6 A detailed description of variables and results of the MCA are available from the author upon request.

7 http://www.metacritic.com.

8 See http://www.metacritic.com/faq and http://www.metacritic.com/about-metascores for a detailed description of the aggregation and selection process.

9 Cultural items without a metascore pose serious methodological issues for the construction of the aggregate scale. They could be understood as (a) unrecognised, and thus, not legitimate cultural products; therefore, a low rating would be appropriate; or (b) not reviewed, therefore understood as a 'missing value'. Likewise, when a respondent did not write down three favourite items, it could be interpreted both as (a) an indication of unfamiliarity of the respective cultural field; (b) a respondent's satisfaction with a response consisting of only one or two items; or (c) unwillingness to bother with open-ended questions at all. The presented construction of the legitimacy of taste scale has been based on (b) both in the case of cultural items without a rating and missing answers. Therefore, missing values were not taken into account in any way during the construction of this scale of measurement.
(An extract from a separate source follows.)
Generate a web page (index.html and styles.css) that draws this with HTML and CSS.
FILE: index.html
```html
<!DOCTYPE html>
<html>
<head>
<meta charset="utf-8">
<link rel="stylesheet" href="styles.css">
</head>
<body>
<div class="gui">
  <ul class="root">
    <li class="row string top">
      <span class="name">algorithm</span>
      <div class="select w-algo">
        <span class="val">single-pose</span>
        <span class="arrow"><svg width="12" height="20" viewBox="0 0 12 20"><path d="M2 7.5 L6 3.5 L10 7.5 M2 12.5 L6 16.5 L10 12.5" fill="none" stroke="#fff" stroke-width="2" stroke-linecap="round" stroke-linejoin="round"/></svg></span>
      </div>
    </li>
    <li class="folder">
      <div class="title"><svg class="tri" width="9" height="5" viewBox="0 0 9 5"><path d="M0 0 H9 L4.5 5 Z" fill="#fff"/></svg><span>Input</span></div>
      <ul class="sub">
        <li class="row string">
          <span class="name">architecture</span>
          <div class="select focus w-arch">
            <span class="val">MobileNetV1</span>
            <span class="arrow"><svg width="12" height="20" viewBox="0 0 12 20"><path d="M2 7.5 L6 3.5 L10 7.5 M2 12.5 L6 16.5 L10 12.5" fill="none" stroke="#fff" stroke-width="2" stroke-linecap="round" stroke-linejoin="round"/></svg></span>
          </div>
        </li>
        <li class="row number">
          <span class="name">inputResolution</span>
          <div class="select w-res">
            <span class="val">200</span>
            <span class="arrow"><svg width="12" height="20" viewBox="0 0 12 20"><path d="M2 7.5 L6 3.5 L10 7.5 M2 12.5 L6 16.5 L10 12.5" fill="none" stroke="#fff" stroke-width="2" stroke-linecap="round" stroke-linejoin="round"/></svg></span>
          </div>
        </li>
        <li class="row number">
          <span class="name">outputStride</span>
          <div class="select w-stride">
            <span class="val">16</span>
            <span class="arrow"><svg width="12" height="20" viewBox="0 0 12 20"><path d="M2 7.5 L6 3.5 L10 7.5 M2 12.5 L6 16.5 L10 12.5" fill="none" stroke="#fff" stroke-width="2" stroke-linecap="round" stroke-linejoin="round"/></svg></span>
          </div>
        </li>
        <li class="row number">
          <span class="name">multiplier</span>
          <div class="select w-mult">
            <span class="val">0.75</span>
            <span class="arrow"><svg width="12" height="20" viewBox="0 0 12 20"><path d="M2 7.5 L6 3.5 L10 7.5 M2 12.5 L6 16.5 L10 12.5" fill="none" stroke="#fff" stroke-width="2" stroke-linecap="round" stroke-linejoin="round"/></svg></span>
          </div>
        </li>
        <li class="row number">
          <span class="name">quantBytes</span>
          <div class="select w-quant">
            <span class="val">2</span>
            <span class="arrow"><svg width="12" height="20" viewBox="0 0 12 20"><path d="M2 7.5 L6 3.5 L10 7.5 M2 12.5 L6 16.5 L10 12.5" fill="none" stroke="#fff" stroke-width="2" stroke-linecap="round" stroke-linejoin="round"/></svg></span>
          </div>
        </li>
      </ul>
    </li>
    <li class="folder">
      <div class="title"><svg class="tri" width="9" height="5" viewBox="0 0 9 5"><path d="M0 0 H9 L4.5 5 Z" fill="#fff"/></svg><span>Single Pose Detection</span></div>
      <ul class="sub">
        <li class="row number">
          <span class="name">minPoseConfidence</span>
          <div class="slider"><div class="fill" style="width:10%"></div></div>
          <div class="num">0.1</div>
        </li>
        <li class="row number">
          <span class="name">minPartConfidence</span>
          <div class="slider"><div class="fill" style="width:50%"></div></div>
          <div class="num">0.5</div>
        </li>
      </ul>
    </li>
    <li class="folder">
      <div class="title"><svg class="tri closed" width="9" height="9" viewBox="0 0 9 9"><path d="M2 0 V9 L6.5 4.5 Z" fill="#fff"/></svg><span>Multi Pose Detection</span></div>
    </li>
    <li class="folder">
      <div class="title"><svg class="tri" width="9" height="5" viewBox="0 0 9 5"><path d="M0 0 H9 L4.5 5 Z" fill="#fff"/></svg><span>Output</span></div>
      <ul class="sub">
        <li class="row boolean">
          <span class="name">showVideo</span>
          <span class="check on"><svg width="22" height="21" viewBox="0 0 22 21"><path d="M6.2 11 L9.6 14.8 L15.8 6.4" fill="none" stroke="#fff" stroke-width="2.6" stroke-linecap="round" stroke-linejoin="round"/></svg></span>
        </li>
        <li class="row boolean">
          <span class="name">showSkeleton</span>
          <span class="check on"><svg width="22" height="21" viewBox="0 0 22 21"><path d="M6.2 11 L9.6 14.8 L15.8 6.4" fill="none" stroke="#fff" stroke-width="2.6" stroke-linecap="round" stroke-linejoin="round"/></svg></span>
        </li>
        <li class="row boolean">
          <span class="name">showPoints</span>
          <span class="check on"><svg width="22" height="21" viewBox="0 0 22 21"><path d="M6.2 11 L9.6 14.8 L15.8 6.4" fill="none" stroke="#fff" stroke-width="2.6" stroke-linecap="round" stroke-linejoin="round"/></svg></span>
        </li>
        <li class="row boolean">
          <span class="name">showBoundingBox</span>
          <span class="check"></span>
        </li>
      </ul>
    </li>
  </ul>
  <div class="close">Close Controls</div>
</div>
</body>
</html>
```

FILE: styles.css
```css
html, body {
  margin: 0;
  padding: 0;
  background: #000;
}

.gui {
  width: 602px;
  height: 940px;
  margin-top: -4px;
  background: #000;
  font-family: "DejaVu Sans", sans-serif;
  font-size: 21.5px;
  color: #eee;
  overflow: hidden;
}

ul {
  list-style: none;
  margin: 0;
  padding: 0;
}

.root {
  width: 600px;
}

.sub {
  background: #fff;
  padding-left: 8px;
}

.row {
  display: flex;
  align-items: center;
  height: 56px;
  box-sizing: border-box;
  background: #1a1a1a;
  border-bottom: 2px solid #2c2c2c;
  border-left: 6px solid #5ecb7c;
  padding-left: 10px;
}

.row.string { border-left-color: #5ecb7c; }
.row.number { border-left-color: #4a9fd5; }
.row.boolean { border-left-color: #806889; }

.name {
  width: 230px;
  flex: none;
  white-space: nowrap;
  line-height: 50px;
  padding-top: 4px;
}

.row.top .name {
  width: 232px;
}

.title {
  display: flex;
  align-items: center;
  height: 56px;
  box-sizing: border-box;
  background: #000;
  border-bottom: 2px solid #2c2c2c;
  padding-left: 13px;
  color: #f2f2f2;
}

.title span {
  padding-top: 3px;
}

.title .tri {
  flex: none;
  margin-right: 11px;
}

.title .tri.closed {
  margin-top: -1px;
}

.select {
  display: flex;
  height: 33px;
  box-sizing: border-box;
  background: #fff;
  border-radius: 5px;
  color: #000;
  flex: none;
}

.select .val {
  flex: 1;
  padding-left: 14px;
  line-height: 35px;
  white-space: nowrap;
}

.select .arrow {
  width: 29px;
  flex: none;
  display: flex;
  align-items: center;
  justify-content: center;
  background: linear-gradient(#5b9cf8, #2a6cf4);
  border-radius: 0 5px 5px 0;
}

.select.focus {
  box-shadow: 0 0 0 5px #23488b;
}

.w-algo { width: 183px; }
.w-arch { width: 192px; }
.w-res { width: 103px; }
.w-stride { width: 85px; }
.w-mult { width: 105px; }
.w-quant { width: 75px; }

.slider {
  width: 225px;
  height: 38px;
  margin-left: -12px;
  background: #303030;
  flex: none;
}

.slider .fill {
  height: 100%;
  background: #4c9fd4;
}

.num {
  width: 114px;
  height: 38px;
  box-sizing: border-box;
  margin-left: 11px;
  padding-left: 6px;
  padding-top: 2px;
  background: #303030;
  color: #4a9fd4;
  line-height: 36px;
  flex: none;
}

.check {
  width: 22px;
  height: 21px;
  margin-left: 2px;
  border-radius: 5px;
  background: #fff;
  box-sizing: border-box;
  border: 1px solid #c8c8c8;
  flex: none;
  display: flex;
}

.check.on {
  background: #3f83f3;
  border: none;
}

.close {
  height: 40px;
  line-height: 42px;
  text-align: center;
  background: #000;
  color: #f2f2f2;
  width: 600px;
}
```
10 Considering the range of variables used, only a narrow selection of contributing modalities is plotted in Figure 1. A common criterion of more than an average contribution to a given axis was applied in a more restrictive magnitude, filtering these modalities whose which contribution was higher than triple the average. The full description of modalities contributing to axis 1 is available from the author upon request.

11 See http://www.metacritic.com/about-metascores.

12 According to the PISA 2009 survey, as much as 43% of 15-year-old Czechs 'never read for enjoyment'.

13 Numerical ratings were assigned to library categories to achieve a scale comparable to that of the Metacritic database ('classics' = 85, 'very good' = 75, 'good' = 65, 'average or lower' = 55).

14 As a reminder, open-ended variables used for the construction of institutional measurements were not included in the set of input variables in the MCA.